Section 2 provides an overview of the Commodity Exchange Act (CEA) and how the CFTC has applied it to digital assets—with a focus on virtual currencies—and derivatives based on them. It analyzes the potentially broad reach of the CEA’s definition of “commodity” (which covers items one would not expect under a common understanding of the term, such as securities) and the interpretative questions it raises since the CFTC first formally asserted in 2015 that virtual currencies are commodities within its oversight. It analyzes the CFTC’s authority to regulate derivatives on digital assets listed on registered exchanges, swaps on digital assets, and off-exchange leveraged or financed transactions involving digital assets with retail persons, as well as the agency’s anti-fraud and anti-manipulation enforcement authority over digital asset markets. This section also summarizes the current jurisdictional boundaries between the CFTC and the SEC over the various types of financial derivative instruments.

Section 3 explains the application of the Securities Act, the Exchange Act, and SEC regulations to digital assets. It explains the SEC’s treatment of digital assets as securities if they are deemed to be “investment contracts” pursuant to the Supreme Court’s four-part test set out in SEC v. Howey, and the regulatory obligations that apply to issuers and market intermediaries with respect to digital assets that are securities, such as securities registration, reporting requirements and disclosures for issuers, and broker-dealer registration and capital requirements for intermediaries.

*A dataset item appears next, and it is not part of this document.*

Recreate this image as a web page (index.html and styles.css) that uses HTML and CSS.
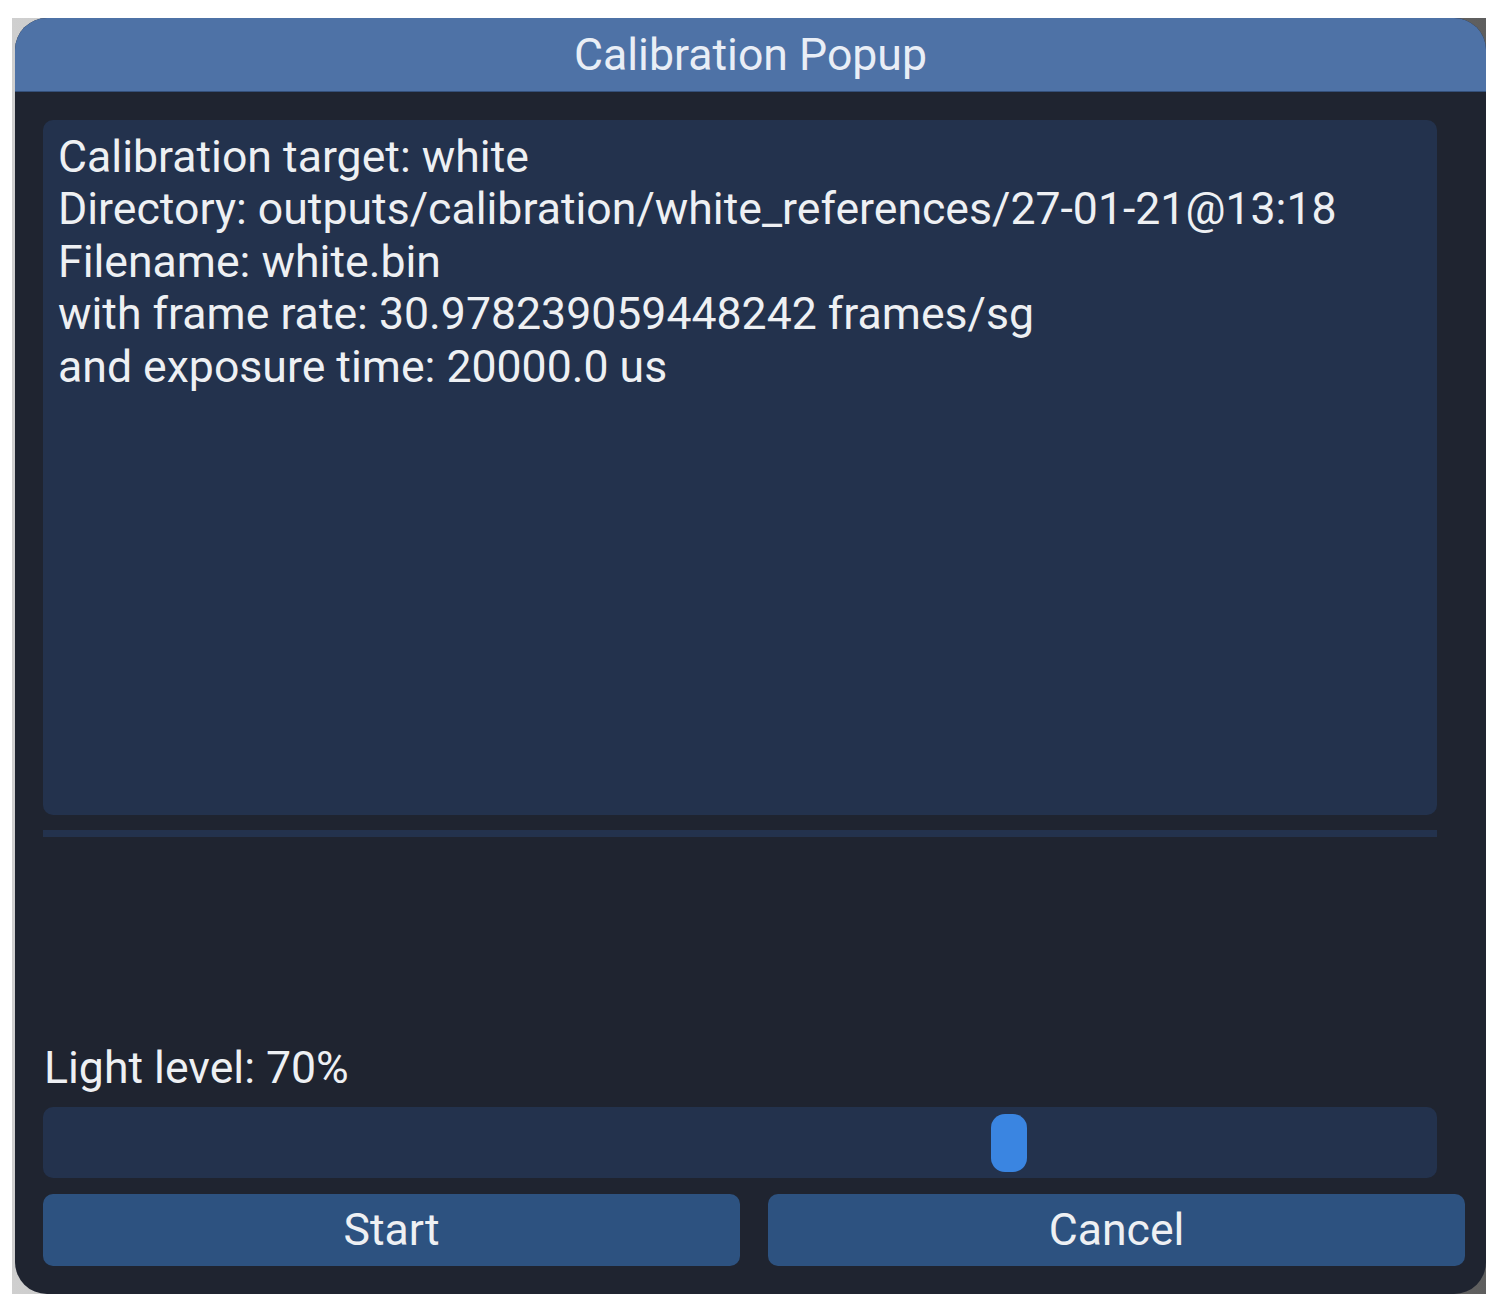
FILE: index.html
```html
<!DOCTYPE html>
<html>
<head>
<meta charset="utf-8">
<title>Calibration Popup</title>
<link rel="stylesheet" href="styles.css">
</head>
<body>
<div class="screen">
  <div class="window">
    <div class="titlebar">Calibration Popup</div>
    <div class="content">
      <div class="main-col">
        <div class="info">
          <div class="line">Calibration target: white</div>
          <div class="line">Directory: outputs/calibration/white_references/27-01-21@13:18</div>
          <div class="line">Filename: white.bin</div>
          <div class="line">with frame rate: 30.978239059448242 frames/sg</div>
          <div class="line">and exposure time: 20000.0 us</div>
        </div>
        <div class="separator"></div>
        <div class="spacer"></div>
        <div class="label">Light level: 70%</div>
        <div class="slider">
          <div class="thumb" style="left: 948px"></div>
        </div>
      </div>
      <div class="buttons">
        <div class="btn">Start</div>
        <div class="btn">Cancel</div>
      </div>
    </div>
  </div>
</div>
</body>
</html>
```
FILE: styles.css
```css
html, body {
  margin: 0;
  padding: 0;
  background: #ffffff;
}
body {
  font-family: Roboto, "Liberation Sans", sans-serif;
}
.screen {
  margin: 18px 0 0 12px;
  width: 1474px;
  height: 1276px;
  background: linear-gradient(to right, #cfcfcf 0%, #9a9a9a 50%, #5e5e5e 100%);
}
.window {
  margin-left: 3px;
  height: 100%;
  border-radius: 32px;
  overflow: hidden;
  background: #1f2430;
  display: flex;
  flex-direction: column;
}
.titlebar {
  height: 73px;
  flex: none;
  background: #4e72a6;
  border-bottom: 1px solid #34507a;
  color: #e9eef6;
  font-size: 44.6px;
  display: flex;
  align-items: center;
  justify-content: center;
}
.content {
  flex: 1;
  display: flex;
  flex-direction: column;
  padding: 28px 21px 28px 28px;
}
.main-col {
  flex: 1;
  display: flex;
  flex-direction: column;
  margin-right: 28px;
}
.info {
  height: 695px;
  flex: none;
  box-sizing: border-box;
  background: #23324d;
  border-radius: 10px;
  padding: 11px 15px;
  color: #eef0f3;
  font-size: 44.6px;
  line-height: 52.4px;
}
.separator {
  height: 7px;
  margin-top: 15px;
  background: #23324d;
  flex: none;
}
.spacer {
  flex: 1;
}
.label {
  color: #eef0f3;
  font-size: 44.6px;
  line-height: 52px;
  padding-left: 1px;
  margin-bottom: 13px;
}
.slider {
  position: relative;
  height: 71px;
  background: #23324d;
  border-radius: 10px;
  flex: none;
}
.thumb {
  position: absolute;
  top: 7px;
  width: 36px;
  height: 58px;
  border-radius: 14px;
  background: #3a85e1;
}
.buttons {
  display: flex;
  gap: 28px;
  margin-top: 16px;
  flex: none;
}
.btn {
  flex: 1;
  height: 72px;
  background: #2d5280;
  border-radius: 10px;
  color: #eef0f3;
  font-size: 44.6px;
  display: flex;
  align-items: center;
  justify-content: center;
}
```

Section 4 covers the application of the Investment Company Act and the Investment Advisers Act to investment management activities involving digital assets. Among other things, it summarizes registration requirements for investment companies and for their shares, and explains how the definition of “security” for purposes of determining whether investments trigger investment company status can be broader than the definition in the Securities Act and Securities Exchange Act. With respect to the Investment Advisers Act, the paper explains what constitutes investment advice and summarizes registration requirements and exemptions from registration, and how they can arise in connection with digital assets.

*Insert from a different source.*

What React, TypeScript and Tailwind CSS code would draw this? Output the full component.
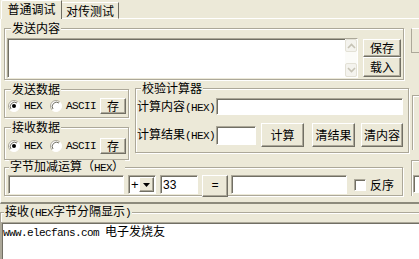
import type { ReactNode } from 'react';

const mono = "font-['Liberation_Mono',monospace] text-[11px] tracking-[-0.6px]";
const raised =
  'flex shrink-0 items-center justify-center bg-[#ece9d8] border border-t-white border-l-white border-r-[#716f64] border-b-[#716f64] shadow-[inset_-1px_-1px_0_#aca899]';
const sunken =
  'shrink-0 bg-white border border-t-[#aca899] border-l-[#aca899] border-r-white border-b-white shadow-[inset_1px_1px_0_#716f64]';

function Hex({ children }: { children: ReactNode }) {
  return <span className={mono}>{children}</span>;
}

interface GroupProps {
  title: ReactNode;
  className?: string;
  legend?: string;
  children?: ReactNode;
}

/** Win32 group box: etched frame with the caption cut into the top line. */
function Group({ title, className = '', legend = '', children }: GroupProps) {
  return (
    <fieldset
      className={`shrink-0 border border-[#aca899] shadow-[inset_1px_1px_0_#fff,1px_1px_0_#fff] ${className}`}
    >
      <legend className={`bg-[#ece9d8] px-px leading-[12px] whitespace-nowrap ${legend}`}>{title}</legend>
      {children}
    </fieldset>
  );
}

function Radio({ on }: { on?: boolean }) {
  return (
    <svg width="12" height="12" viewBox="0 0 12 12" className="shrink-0">
      <circle cx="6" cy="6" r="5.5" fill="#fff" />
      <path d="M2.1 9.9 A5.5 5.5 0 0 1 9.9 2.1" fill="none" stroke="#aca899" />
      <path d="M3 9 A4.3 4.3 0 0 1 9 3" fill="none" stroke="#716f64" />
      <path d="M9.9 2.1 A5.5 5.5 0 0 1 2.1 9.9" fill="none" stroke="#fff" />
      {on && <circle cx="6" cy="6" r="2" fill="#000" />}
    </svg>
  );
}

function Chevron({ up }: { up?: boolean }) {
  return (
    <svg width="9" height="6" viewBox="0 0 9 6">
      <path
        d={up ? 'M1 5 L4.5 1.5 L8 5' : 'M1 1 L4.5 4.5 L8 1'}
        fill="none"
        stroke="#c6c3b5"
        strokeWidth="1.6"
      />
    </svg>
  );
}

function RadioRow({ top }: { top: string }) {
  return (
    <div className={`ml-[3px] flex items-center ${top}`}>
      <Radio on />
      <span className={`ml-[4px] ${mono}`}>HEX</span>
      <span className="ml-[8px]">
        <Radio />
      </span>
      <span className={`ml-[4px] ${mono}`}>ASCII</span>
      <button className={`${raised} ml-[4px] h-[16px] w-[26px]`}>存</button>
    </div>
  );
}

export default function App() {
  return (
    <div className="flex h-[259px] w-[419px] flex-col overflow-hidden bg-[#ece9d8] font-['Noto_Sans_CJK_SC',sans-serif] text-[12px] leading-[12px] text-black">
      {/* tab strip */}
      <div className="flex h-[19px] shrink-0 items-end">
        <div className="ml-px flex h-[19px] w-[61px] items-center justify-center rounded-tl-[2px] border-t border-l border-r border-t-white border-l-white border-r-[#716f64] pb-[2px]">
          普通调试
        </div>
        <div className="flex h-[17px] w-[57px] items-center justify-center border-t border-r border-b border-t-white border-r-[#716f64] border-b-white pt-px">
          对传测试
        </div>
        <div className="h-px flex-1 bg-white" />
      </div>

      {/* tab pane */}
      <div className="flex h-[185px] shrink-0 flex-col border-l border-b-2 border-l-white border-b-[#8c8a7c] pl-[3px]">
        <div className="mt-[3px] flex shrink-0 items-start">
          <Group title="发送内容" className="h-[58px] w-[400px]" legend="ml-[6px]">
            <div className="mt-[4px] ml-[2px] flex">
              <div className={`${sunken} flex h-[40px] w-[351px] justify-end`}>
                <div className="flex w-[12px] flex-col justify-between bg-[#fbfbf8]">
                  <div className="flex h-[13px] items-center justify-center rounded-[2px] border border-[#e3e1d6] bg-[#f4f3ee]">
                    <Chevron up />
                  </div>
                  <div className="flex h-[14px] items-center justify-center rounded-[2px] border border-[#e3e1d6] bg-[#f4f3ee]">
                    <Chevron />
                  </div>
                </div>
              </div>
              <div className="ml-[5px] flex flex-col">
                <button className={`${raised} mt-px h-[18px] w-[38px]`}>保存</button>
                <button className={`${raised} h-[20px] w-[38px]`}>载入</button>
              </div>
            </div>
          </Group>
          <div className="mt-[6px] ml-[7px] h-[25px] w-[20px] shrink-0 border border-t-white border-l-[#aca899] border-b-[#aca899]" />
        </div>

        <div className="mt-[2px] flex shrink-0 items-start">
          <div className="flex w-[125px] shrink-0 flex-col">
            <Group title="发送数据" className="mt-px h-[35px] w-[125px]" legend="ml-[6px]">
              <RadioRow top="mt-[3px]" />
            </Group>
            <Group title="接收数据" className="mt-[3px] h-[39px] w-[125px]" legend="ml-[6px]">
              <RadioRow top="mt-[5px]" />
            </Group>
          </div>

          <Group title="校验计算器" className="ml-[6px] h-[71px] w-[274px]" legend="ml-[5px]">
            <div className="mt-[4px] ml-px flex items-center">
              <span className="w-[79px] whitespace-nowrap">
                计算内容<Hex>(HEX)</Hex>
              </span>
              <div className={`${sunken} h-[17px] w-[187px]`} />
            </div>
            <div className="mt-[8px] ml-px flex items-center">
              <span className="w-[79px] whitespace-nowrap">
                计算结果<Hex>(HEX)</Hex>
              </span>
              <div className={`${sunken} h-[19px] w-[40px]`} />
              <button className={`${raised} ml-[5px] h-[24px] w-[43px]`}>计算</button>
              <button className={`${raised} ml-[8px] h-[24px] w-[43px]`}>清结果</button>
              <button className={`${raised} ml-[6px] h-[24px] w-[42px]`}>清内容</button>
            </div>
          </Group>
          <div className="mt-[13px] ml-[3px] h-[55px] w-[20px] shrink-0 border-l border-t border-l-[#aca899] border-t-[#aca899] shadow-[inset_1px_1px_0_#fff]" />
        </div>

        <div className="flex shrink-0 items-start">
          <Group
            title={
              <>
                字节加减运算（<Hex>HEX</Hex>）
              </>
            }
            className="h-[36px] w-[399px]"
            legend="ml-[4px]"
          >
            <div className="mt-px ml-[3px] flex items-start">
              <div className={`${sunken} h-[19px] w-[116px]`} />
              <div className={`${sunken} ml-[4px] flex h-[19px] w-[28px] items-center justify-between`}>
                <span className="ml-[2px] font-['Liberation_Sans',sans-serif] text-[13px]">+</span>
                <div className={`${raised} mr-px h-[15px] w-[15px]`}>
                  <svg width="7" height="4" viewBox="0 0 7 4">
                    <path d="M0 0 H7 L3.5 4 Z" fill="#000" />
                  </svg>
                </div>
              </div>
              <div className={`${sunken} ml-[4px] flex h-[19px] w-[38px] items-center pl-[2px] font-['Liberation_Sans',sans-serif]`}>
                33
              </div>
              <button className={`${raised} ml-[4px] h-[22px] w-[26px] font-['Liberation_Mono',monospace]`}>=</button>
              <div className={`${sunken} ml-[3px] h-[19px] w-[116px]`} />
              <div className={`${sunken} mt-[4px] ml-[7px] h-[12px] w-[12px]`} />
              <span className="mt-[4px] ml-[4px]">反序</span>
            </div>
          </Group>
          <div className="ml-[8px] flex h-[36px] w-[20px] shrink-0 flex-col border-l border-t border-[#aca899] shadow-[inset_1px_1px_0_#fff]">
            <div className={`${sunken} mt-[14px] ml-px h-[18px] w-[20px]`} />
          </div>
        </div>
      </div>

      {/* receive area */}
      <Group
        title={
          <>
            接收<Hex>(HEX</Hex>字节分隔显示<Hex>)</Hex>
          </>
        }
        className="mt-px h-[60px] w-[440px] border-r-0 border-b-0"
        legend="ml-[3px]"
      >
        <div className={`${sunken} mt-[3px] h-[40px] w-[440px] pt-[2px] pl-px whitespace-nowrap`}>
          <span className={mono}>www.elecfans.com </span>电子发烧友
        </div>
      </Group>
    </div>
  );
}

Section 5 analyzes the overlapping and potentially conflicting jurisdiction of the CFTC and SEC and the need for agency guidance to provide a clear and commercially compatible regulatory regime. Recognizing that digital assets can diverge greatly in their characteristics and uses, defying easy “one size fits all” classification, section 5 suggests a framework for applying a jurisdictional analysis to such assets. The discussion includes an explanation of how CFTC and SEC jurisdiction has intersected in the past, and a set of questions for evaluating whether a particular digital asset is within the purview of one agency alone, both agencies together, or neither agency. Section 5 also discusses past instances of jurisdictional debates between the two agencies and how they were resolved. It describes the formal inter-agency process for cooperation mandated as part of the Dodd-Frank Act for clarification of each agency’s jurisdiction over novel products. The paper examines other potential methods to resolve jurisdictional issues without new legislation, including utilizing each agency’s exemptive authority.

Section 5 is particularly timely. SEC FinHub recently issued a “Framework for ‘Investment Contract’ Analysis of Digital Assets” that provides color on how to apply the Howey investment contract analysis to digital assets, and identifies additional considerations for reevaluating whether a digital asset initially sold as a security remains a security in the future. The framework does not address the jurisdictional issues raised in section 5, but may help further illuminate how the SEC and CFTC can jointly address them.

Section 6 explains FinCEN’s regulation of virtual currency issuers and sellers through its authority to regulate “financial institutions” under the Bank Secrecy Act (BSA). These regulations focus on combating money laundering and terrorism financing. This section discusses the scope of FinCEN’s regulatory authority under the BSA and how FinCEN has interpreted the BSA’s term “financial institution” to extend its authority to certain virtual currency businesses deemed to be money services businesses. Those businesses are required to register with FinCEN, submit to examinations by the IRS, and establish an anti-money-laundering program. This section also describes FinCEN’s enforcement actions against virtual currency market participants.

Section 7 provides an overview of international regulations, directives, and guidance regarding virtual currency and other digital asset markets. It discusses European efforts initiated at both the EU level, through EU legislation and European Securities and Markets Authority guidance and statements, and the individual country level. These efforts include compliance obligations under the Markets in Financial Instruments Directive II, the European Market Infrastructure Regulation mitigation requirements, and European Parliament and EU Council amendments to anti-money-laundering legislation to specifically cover cryptocurrency exchanges and custodial wallet providers. Section 7 also summarizes approaches to virtual currency taken by regulators in the United Kingdom, Switzerland, France, Germany, Austria, Slovenia, Malta, Japan, South Korea, Singapore, China, and Australia, and addresses guidance by international bodies such as the International Organization of Securities Commissions, the Financial Services Board, the Financial Action Task Force, and the Bank for International Settlements.

Section 8 discusses key state regulators that also have asserted authority over virtual currency businesses. It focuses on the New York DFS regulations of virtual currency businesses and the requirement that those businesses register for a “BitLicense.” It explains the exemption from BitLicense regulations for virtual currency businesses that are chartered under New York banking law. Section 8 also summarizes the efforts of other states in regulating the issuance of virtual currencies or tokens through initial coin offerings, and an appendix provides a 50-state survey of the state laws and regulations that govern money transmitters and virtual currency regulations (as of January 23, 2019).

The subcommittee is undertaking other projects through its working groups. In addition to the efforts of the Jurisdiction Working Group, the Blockchain Modality Working Group is considering commercial and regulatory issues relating to application of blockchain technology in the financial markets and financial services industry, and the Self-Regulatory Organization Working Group is considering issues for potential implementation of self-regulation with respect to markets for digital assets.